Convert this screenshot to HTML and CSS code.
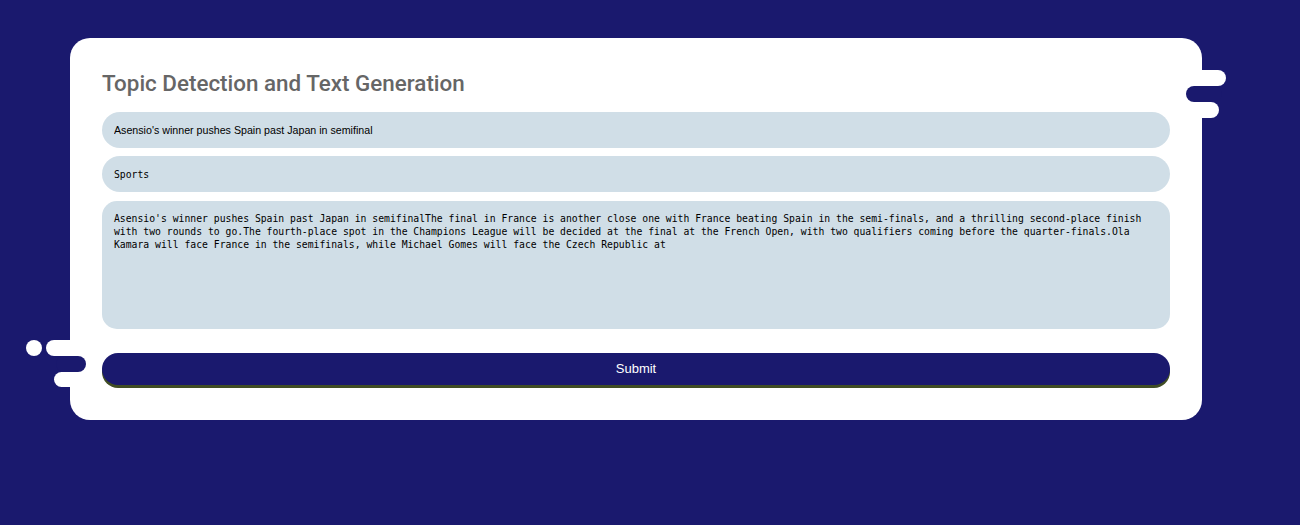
FILE: index.html
```html
<!DOCTYPE html>
<html>
<head>
<meta charset="utf-8">
<link rel="stylesheet" href="styles.css">
</head>
<body>
<main class="card">
  <span class="deco dot-l"></span>
  <span class="deco pill pill-l1"></span>
  <span class="deco notch notch-l"></span>
  <span class="deco pill pill-l2"></span>
  <span class="deco pill pill-r1"></span>
  <span class="deco notch notch-r"></span>
  <span class="deco pill pill-r2"></span>

  <h1 class="title">Topic Detection and Text Generation</h1>
  <form class="form">
    <input class="field field-title" type="text" value="Asensio's winner pushes Spain past Japan in semifinal">
    <input class="field field-topic" type="text" value="Sports">
    <textarea class="field field-body">Asensio's winner pushes Spain past Japan in semifinalThe final in France is another close one with France beating Spain in the semi-finals, and a thrilling second-place finish with two rounds to go.The fourth-place spot in the Champions League will be decided at the final at the French Open, with two qualifiers coming before the quarter-finals.Ola Kamara will face France in the semifinals, while Michael Gomes will face the Czech Republic at</textarea>
    <button class="submit" type="button">Submit</button>
  </form>
</main>
</body>
</html>
```

FILE: styles.css
```css
html, body {
  margin: 0;
  padding: 0;
}
body {
  background: #1a196e;
  width: 1300px;
  height: 525px;
  overflow: hidden;
}
.card {
  position: relative;
  box-sizing: border-box;
  width: 1132px;
  height: 382px;
  margin: 38px 0 0 70px;
  background: #ffffff;
  border-radius: 20px;
  padding: 32px 32px 0 32px;
}
.title {
  margin: 0;
  font-family: Roboto, "Liberation Sans", sans-serif;
  font-weight: 500;
  font-size: 22.4px;
  line-height: 26px;
  color: #666666;
}
.form {
  display: flex;
  flex-direction: column;
  margin-top: 16px;
}
.field {
  box-sizing: border-box;
  width: 100%;
  border: none;
  outline: none;
  background: #d0dee7;
  color: #000;
  margin: 0;
}
.field-title {
  height: 36px;
  border-radius: 18px;
  padding: 0 12px;
  font-family: "Liberation Sans", Arial, sans-serif;
  font-size: 10.67px;
}
.field-topic {
  height: 36px;
  border-radius: 18px;
  padding: 0 12px;
  margin-top: 8px;
  font-family: "DejaVu Sans Mono", monospace;
  font-size: 9.75px;
}
.field-body {
  display: block;
  height: 128px;
  margin-top: 9px;
  border-radius: 15px;
  padding: 11px 12px;
  font-family: "DejaVu Sans Mono", monospace;
  font-size: 9.75px;
  line-height: 13px;
  resize: none;
  overflow: hidden;
}
.submit {
  margin-top: 24px;
  height: 32px;
  padding: 0 0 2px 0;
  border: none;
  border-radius: 16px;
  background: #1a196e;
  color: #ffffff;
  font-family: "Liberation Sans", Arial, sans-serif;
  font-size: 13px;
  box-shadow: 0 3px 0 #404d24;
  cursor: pointer;
}
.deco {
  position: absolute;
  display: block;
}
.pill {
  background: #ffffff;
  border-radius: 8px;
}
.notch {
  background: #1a196e;
  border-radius: 9px;
}
.dot-l {
  left: -44px;
  top: 302px;
  width: 16px;
  height: 16px;
  border-radius: 50%;
  background: #ffffff;
}
.pill-l1 {
  left: -24px;
  top: 302px;
  width: 40px;
  height: 16px;
}
.notch-l {
  left: -14px;
  top: 318px;
  width: 30px;
  height: 16px;
}
.pill-l2 {
  left: -16px;
  top: 334px;
  width: 36px;
  height: 15px;
}
.pill-r1 {
  left: 1110px;
  top: 32px;
  width: 46px;
  height: 16px;
}
.notch-r {
  left: 1116px;
  top: 48px;
  width: 36px;
  height: 16px;
}
.pill-r2 {
  left: 1110px;
  top: 64px;
  width: 39px;
  height: 16px;
}
```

---

## Your objective
Go through the listing above and write it all out exactly, leaving out any picture.

## Result for this task
Convert this screenshot to HTML and CSS code.
FILE: index.html
```html
<!DOCTYPE html>
<html>
<head>
<meta charset="utf-8">
<link rel="stylesheet" href="styles.css">
</head>
<body>
<main class="card">
  <span class="deco dot-l"></span>
  <span class="deco pill pill-l1"></span>
  <span class="deco notch notch-l"></span>
  <span class="deco pill pill-l2"></span>
  <span class="deco pill pill-r1"></span>
  <span class="deco notch notch-r"></span>
  <span class="deco pill pill-r2"></span>

  <h1 class="title">Topic Detection and Text Generation</h1>
  <form class="form">
    <input class="field field-title" type="text" value="Asensio's winner pushes Spain past Japan in semifinal">
    <input class="field field-topic" type="text" value="Sports">
    <textarea class="field field-body">Asensio's winner pushes Spain past Japan in semifinalThe final in France is another close one with France beating Spain in the semi-finals, and a thrilling second-place finish with two rounds to go.The fourth-place spot in the Champions League will be decided at the final at the French Open, with two qualifiers coming before the quarter-finals.Ola Kamara will face France in the semifinals, while Michael Gomes will face the Czech Republic at</textarea>
    <button class="submit" type="button">Submit</button>
  </form>
</main>
</body>
</html>
```

FILE: styles.css
```css
html, body {
  margin: 0;
  padding: 0;
}
body {
  background: #1a196e;
  width: 1300px;
  height: 525px;
  overflow: hidden;
}
.card {
  position: relative;
  box-sizing: border-box;
  width: 1132px;
  height: 382px;
  margin: 38px 0 0 70px;
  background: #ffffff;
  border-radius: 20px;
  padding: 32px 32px 0 32px;
}
.title {
  margin: 0;
  font-family: Roboto, "Liberation Sans", sans-serif;
  font-weight: 500;
  font-size: 22.4px;
  line-height: 26px;
  color: #666666;
}
.form {
  display: flex;
  flex-direction: column;
  margin-top: 16px;
}
.field {
  box-sizing: border-box;
  width: 100%;
  border: none;
  outline: none;
  background: #d0dee7;
  color: #000;
  margin: 0;
}
.field-title {
  height: 36px;
  border-radius: 18px;
  padding: 0 12px;
  font-family: "Liberation Sans", Arial, sans-serif;
  font-size: 10.67px;
}
.field-topic {
  height: 36px;
  border-radius: 18px;
  padding: 0 12px;
  margin-top: 8px;
  font-family: "DejaVu Sans Mono", monospace;
  font-size: 9.75px;
}
.field-body {
  display: block;
  height: 128px;
  margin-top: 9px;
  border-radius: 15px;
  padding: 11px 12px;
  font-family: "DejaVu Sans Mono", monospace;
  font-size: 9.75px;
  line-height: 13px;
  resize: none;
  overflow: hidden;
}
.submit {
  margin-top: 24px;
  height: 32px;
  padding: 0 0 2px 0;
  border: none;
  border-radius: 16px;
  background: #1a196e;
  color: #ffffff;
  font-family: "Liberation Sans", Arial, sans-serif;
  font-size: 13px;
  box-shadow: 0 3px 0 #404d24;
  cursor: pointer;
}
.deco {
  position: absolute;
  display: block;
}
.pill {
  background: #ffffff;
  border-radius: 8px;
}
.notch {
  background: #1a196e;
  border-radius: 9px;
}
.dot-l {
  left: -44px;
  top: 302px;
  width: 16px;
  height: 16px;
  border-radius: 50%;
  background: #ffffff;
}
.pill-l1 {
  left: -24px;
  top: 302px;
  width: 40px;
  height: 16px;
}
.notch-l {
  left: -14px;
  top: 318px;
  width: 30px;
  height: 16px;
}
.pill-l2 {
  left: -16px;
  top: 334px;
  width: 36px;
  height: 15px;
}
.pill-r1 {
  left: 1110px;
  top: 32px;
  width: 46px;
  height: 16px;
}
.notch-r {
  left: 1116px;
  top: 48px;
  width: 36px;
  height: 16px;
}
.pill-r2 {
  left: 1110px;
  top: 64px;
  width: 39px;
  height: 16px;
}
```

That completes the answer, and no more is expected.